DIRECTOR´S NOTE

DIE TOCHTER hat zwei Wurzeln. Letztes Jahr im Spätsommer saß ich in Berlin draußen auf der Terrasse eines Kreuzberger Restaurants und beobachtete folgende Szene: Ein ungefähr dreijähriger Junge rollte gelangweilt mit seinem Bobby Car um eine Eisenstange des Vorplatzes vom Café. Quengelnd versuchte er die Aufmerksamkeit seiner Eltern zu erobern, die in ein lebhaftes Gespräch mit Freunden vertieft waren. Wütend über die Nichtbeachtung der Eltern, fing der Junge an, sein Bobby Car gegen die Eisenstange zu rammen, immer doller. Seine Eltern, lachend am Erzählen, schauten nicht zu ihm. Zitternd vor Wut schmiss sich der Junge auf den Boden und kickte das Bobby Car zur Seite. Es fiel um. Laut begann er los zu heulen. Jetzt reagierten die Eltern. Die Mutter stand auf, ging zu ihrem Jungen hin, hockte sich neben ihn und wollte wissen, was ihm passiert sei. Der Junge zeigte heulend auf die Eisenstange und rieb sich den Kopf. Die Mutter pustete mitfühlend gegen seine Stirn und der ganze Tisch schaute zu ihnen hinüber – alle raunten dem Jungen tröstende Laute zu. Die Mutter nahm ihr Kind auf den Arm und trug es zum Tisch. Der Junge schaute mich über die Schulter der Mutter hinweg an und ich meinte, ihn ganz leise lächeln zu sehen. Jetzt hatte er die Aufmerksamkeit, die er wollte, obwohl in Wirklichkeit gar nichts passiert war.

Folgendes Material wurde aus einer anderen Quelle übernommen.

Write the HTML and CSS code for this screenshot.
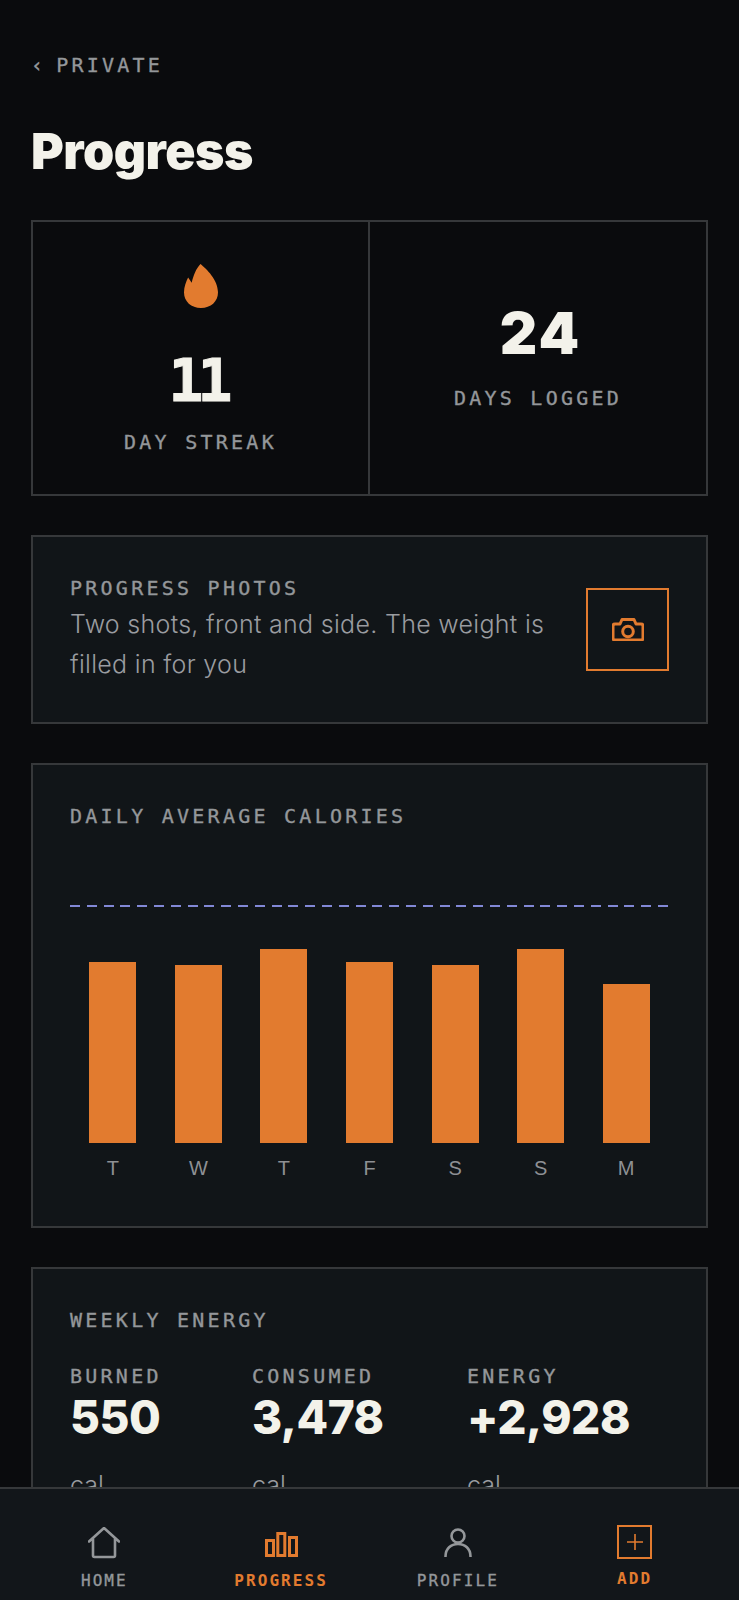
FILE: index.html
```html
<!DOCTYPE html>
<html lang="en">
<head>
<meta charset="utf-8">
<title>Progress</title>
<link rel="stylesheet" href="styles.css">
</head>
<body>
<div class="screen">
  <main class="content">
    <a class="back"><span class="chev">‹</span>PRIVATE</a>
    <h1 class="title">Progress</h1>

    <section class="stats">
      <div class="stat">
        <svg class="flame" viewBox="0 0 33 42" preserveAspectRatio="none"><path d="M16 0C22 5 33 15 33 27C33 36 26 42 16.5 42C7 42 0 36 0 27C0 22 2 17 4 13L7.5 18C9 11 12 4 16 0Z"/></svg>
        <div class="num mono-one">11</div>
        <div class="label">DAY STREAK</div>
      </div>
      <div class="stat stat-mid">
        <div class="num">24</div>
        <div class="label">DAYS LOGGED</div>
      </div>
    </section>

    <section class="card photos">
      <div class="photos-text">
        <div class="label">PROGRESS PHOTOS</div>
        <p class="body">Two shots, front and side. The weight is filled in for you</p>
      </div>
      <div class="cam">
        <svg viewBox="0 0 32 23" width="32" height="23"><path d="M3 6H8L10 1.5H22L24 6H29Q31 6 31 8V20Q31 22 29 22H3Q1 22 1 20V8Q1 6 3 6Z" class="stroke"/><circle cx="16" cy="13.5" r="5.3" class="stroke"/></svg>
      </div>
    </section>

    <section class="card chart-card">
      <div class="label">DAILY AVERAGE CALORIES</div>
      <div class="goal"></div>
      <div class="chart">
        <div class="col"><div class="bar b1"></div><span>T</span></div>
        <div class="col"><div class="bar b2"></div><span>W</span></div>
        <div class="col"><div class="bar b3"></div><span>T</span></div>
        <div class="col"><div class="bar b1"></div><span>F</span></div>
        <div class="col"><div class="bar b2"></div><span>S</span></div>
        <div class="col"><div class="bar b3"></div><span>S</span></div>
        <div class="col"><div class="bar b4"></div><span>M</span></div>
      </div>
    </section>

    <section class="card energy">
      <div class="label">WEEKLY ENERGY</div>
      <div class="energy-row">
        <div><div class="label">BURNED</div><div class="value">550</div><div class="unit">cal</div></div>
        <div><div class="label">CONSUMED</div><div class="value">3,478</div><div class="unit">cal</div></div>
        <div><div class="label">ENERGY</div><div class="value">+2,928</div><div class="unit">cal</div></div>
      </div>
    </section>
  </main>

  <nav class="nav">
    <a class="tab">
      <svg viewBox="0 0 32 32" width="32" height="32"><path class="s2" d="M1 14.5L16 1L31 14.5M5 12V28.5Q5 30 6.5 30H25.5Q27 30 27 28.5V12"/></svg>
      <span>HOME</span>
    </a>
    <a class="tab on raised">
      <svg viewBox="0 0 33 25" width="33" height="25"><path class="s3" d="M1.5 8.5H8.5V23.5H1.5ZM12.8 1.5H19.8V23.5H12.8ZM24.5 5.5H31.5V23.5H24.5Z"/></svg>
      <span>PROGRESS</span>
    </a>
    <a class="tab raised">
      <svg viewBox="0 0 28 29" width="28" height="29"><circle class="s2" cx="14" cy="8" r="6.5"/><path class="s2" d="M1.5 28.5C1.5 20.5 7 16 14 16S26.5 20.5 26.5 28.5"/></svg>
      <span>PROFILE</span>
    </a>
    <a class="tab on add">
      <div class="addbox"><svg viewBox="0 0 16 16" width="16" height="16"><path class="s1" d="M8 0V16M0 8H16"/></svg></div>
      <span>ADD</span>
    </a>
  </nav>
</div>
</body>
</html>
```
FILE: styles.css
```css
* { box-sizing: border-box; }
html, body { margin: 0; padding: 0; background: #0a0b0d; }
.screen { position: relative; width: 739px; height: 1600px; overflow: hidden; }
.content { padding: 52px 31px 0; }
.back, .label, .tab span {
  font-family: "DejaVu Sans Mono", monospace;
  -webkit-text-stroke: 0.35px currentColor;
  color: #94979a;
}
.back { display: block; font-size: 20px; line-height: 26px; letter-spacing: 3.2px; }
.chev { margin-right: 10px; }
.title {
  margin: 43px 0 0;
  font-family: Inter, sans-serif;
  font-weight: 900;
  font-size: 50px;
  line-height: 60px;
  letter-spacing: -0.5px;
  color: #f3f2ea;
}
.stats { display: flex; margin-top: 39px; height: 276px; border: 2px solid #36383a; }
.stat { flex: 0 0 335px; display: flex; flex-direction: column; align-items: center; padding-top: 42px; }
.stat-mid { flex: 1; border-left: 2px solid #36383a; padding-top: 76px; }
.stat-mid .num { padding-left: 5px; }
.flame { width: 34px; height: 44px; fill: #e27b2f; flex: none; }
.num {
  font-family: Inter, sans-serif;
  font-weight: 900;
  font-size: 58px;
  line-height: 70px;
  letter-spacing: 2px;
  color: #f3f2ea;
}
.mono-one {
  font-family: "DejaVu Sans Mono", monospace;
  font-weight: 700;
  letter-spacing: -6px;
  -webkit-text-stroke: 1px currentColor;
  margin: 38px 0 -4px;
  padding-right: 6px;
}
.stat .label { margin-top: 17px; }
.card { margin-top: 39px; border: 2px solid #36383a; background: #111518; padding: 38px 37px 0; }
.label { font-size: 20px; line-height: 26px; letter-spacing: 3.25px; }
.photos { height: 189px; display: flex; justify-content: space-between; }
.photos-text { width: 490px; }
.body {
  margin: 3px 0 0;
  font-family: Inter, sans-serif;
  font-weight: 300;
  font-size: 25px;
  line-height: 40px;
  letter-spacing: 0.3px;
  color: #9a9ca0;
}
.cam { width: 83px; height: 83px; margin-top: 13px; border: 2px solid #e27b2f; display: flex; align-items: center; justify-content: center; }
.stroke { fill: none; stroke: #e27b2f; stroke-width: 3; stroke-linejoin: round; }
.chart-card { height: 465px; }
.goal {
  margin-top: 76px;
  width: 603px;
  height: 2px;
  background: repeating-linear-gradient(90deg, #8288d6 0 10px, transparent 10px 16.8px);
}
.chart { display: grid; grid-template-columns: repeat(7, 1fr); height: 240px; margin-top: 33px; }
.col { display: flex; flex-direction: column; align-items: center; justify-content: flex-end; }
.col span { font-family: "Liberation Sans", sans-serif; font-size: 20px; line-height: 24px; margin-top: 13px; color: #8e9094; }
.bar { width: 47px; background: #e27b2f; }
.b1 { height: 181px; }
.b2 { height: 178px; }
.b3 { height: 194px; }
.b4 { height: 159px; }
.energy { height: 400px; }
.energy-row { display: grid; grid-template-columns: 182px 215px auto; margin-top: 30px; }
.value {
  font-family: Inter, sans-serif;
  font-weight: 800;
  font-size: 46px;
  line-height: 52px;
  letter-spacing: -0.5px;
  margin-top: 2px;
  color: #f3f2ea;
}
.unit { font-family: Inter, sans-serif; font-weight: 300; font-size: 25px; line-height: 30px; margin-top: 27px; color: #9a9ca0; }
.nav {
  position: absolute;
  left: 0; right: 0; bottom: 0;
  height: 113px;
  display: grid;
  grid-template-columns: repeat(4, 1fr);
  padding: 36px 16px 0;
  background: #12161a;
  border-top: 2px solid #36383a;
}
.tab { display: flex; flex-direction: column; align-items: center; justify-content: flex-end; height: 66px; }
.tab span { font-size: 16px; line-height: 20px; letter-spacing: 2.1px; margin-top: 12px; }
.tab svg { display: block; }
.raised span { margin-top: 14px; }
.s2 { fill: none; stroke: #94979a; stroke-width: 2.6; stroke-linejoin: round; stroke-linecap: round; }
.s3 { fill: none; stroke: #e27b2f; stroke-width: 3; }
.s1 { fill: none; stroke: #e27b2f; stroke-width: 1.6; }
.tab.on span { color: #e27b2f; font-weight: 700; -webkit-text-stroke: 0; }
.addbox { width: 35px; height: 35px; border: 2px solid #e27b2f; display: flex; align-items: center; justify-content: center; }
.add span { margin-top: 10px; margin-bottom: 2px; }
```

Eine Art Schlüsselmoment für den Film war noch eine Situation: Fabian Gamper (Kamera) und ich waren zur Vorbereitung unseres vorigen Filmes nach Ligurien gereist. Als wir in der Sonne vor der Eisdiele in Albenga saßen, trat ein Mann Anfang fünfzig mit einer attraktiven Frau Anfang zwanzig im Arm aus der Gelateria. Sie schleckten an ihrem Eis und der Mann lachte verzückt als die Frau versuchte an seinem Eis zu lecken. Der enorme Altersunterschied fiel auf, aber die beiden wirkten wie ein glücklich verliebtes deutsches Urlauber – Paar, das zusammen seine Ferien genießt. Da trat eine Frau im Alter des Mannes aus der Gelateria. Sie blieb im Schatten der Markise stehen und schaute zu dem turtelnden Paar in der Sonne.
Die feinen Linien um ihre Augen – Lachfältchen, die sie sanft und schön machten – ihr Blick war so ruhig und von so tiefer Traurigkeit, dass er mich im Innersten berührte.
Die junge Frau drehte sich zur Gelateria um und rief der älteren Frau zu: „Mama, wo lang müssen wir?“
Aufgereiht in einer Dreierreihe, liefen sie die Gasse entlang und wir konnten ihnen nachsehen: Links die Mutter mit einem halben Meter Abstand zu ihrem Mann, dann der Mann, der Arm in Arm mit seiner Tochter ging. Mutter, Vater, Kind. Aber es sah aus wie Ehefrau, Ehemann und Geliebte.

Wann beginnt Rollentausch innerhalb einer Familie? Wieso haben Eltern plötzlich Angst vor ihren Kindern?

Mit dem Film DIE TOCHTER möchte ich eine andere Wirklichkeit zeigen, als die allgemeingültige Annahme, alle Kinder würden wollen, dass ihre Eltern zusammen sind. Die Beziehung zum eigenen Kind stellt für Hannah und Jimmy die einzig konstante Bindung dar – die, die alle Paarbeziehungen überdauert. Sie sind sozusagen gleichermaßen abhängig von ihrem Kind, wie Luca von ihren Eltern. Luca bekommt durch ihre besondere Rolle in der Familienkonstellation eine Wichtigkeit für die Eltern, die ihr viel Macht verleiht. Und wie der Junge auf dem Bobby Car, nutzt Luca ihre Macht, um ihren Willen durchzusetzen. Das siebenjährige Mädchen ist bereit, bis zum Äußersten zu gehen: Um ihre Identität – die Königin an Vaters Seite – zu wahren und das Bindeglied der Familie, der Mittelpunkt um den sich alles dreht zu bleiben, wird sie zur Meisterin der Manipulation.